Anger has been theorized as a universal physiological embodiment, where bodily parts used in conceptualization are also physiologically affected, a view supported by Lakoff and colleagues and mirrored in English. This study shows that Tunisian Arabic anger expressions exhibit multiple embodiment dimensions beyond physiological embodiment. The authors identify three embodiment modes in TA: physiological, culturally specific, and culturally tainted, the latter incorporating animal behaviors and ecological features. They find that physiological embodiment aligns with metonymic expressions, while culturally based embodiments correspond to metaphorical expressions.

Abstract

Abstract The work of Lakoff (1987), Lakoff and Kovecses (1987), and Kovecses (1990, 2000a, 2002) on anger situates it within the bounds of "PHYSIOLOGICAL EFFECTS OF AN EMOTION STAND FOR THE EMOTION," thus implying a universal form of physiological embodiment for anger.

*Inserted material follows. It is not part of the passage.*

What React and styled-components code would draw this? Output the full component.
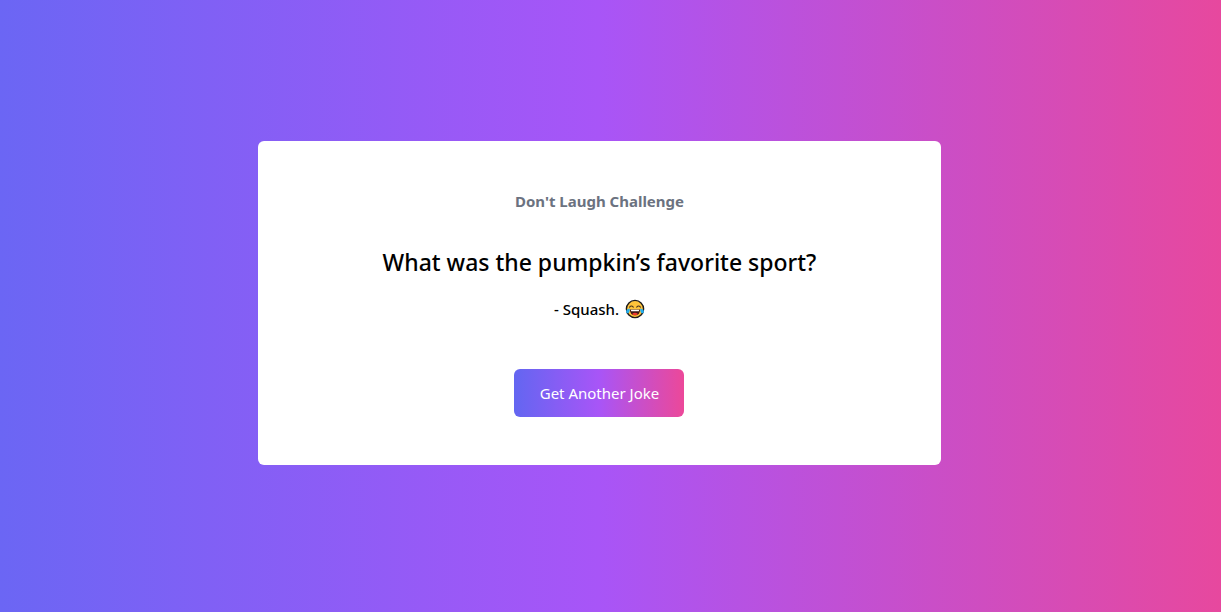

The main contribution of this article is that anger in Tunisian Arabic (TA) shows many more dimensions of embodiment than physiological embodiment. Anger in TA comes as physiological embodiment, culturally specific embodiment, and culturally tainted embodiment. Similar to English, physiological embodiment yields expressions of anger where the part of the body used for conceptualization is also actually physiologically affected. Culturally specific embodiment involves parts of the body that are culturally correlated with the emotion of anger. Culturally tainted embodiment uses animal behaviors and cultural ecological features to taint physiologically embodied anger expressions. These types of embodiment are shown to generally correlate physiology-based anger with metonymy, and culture-based anger with metaphor.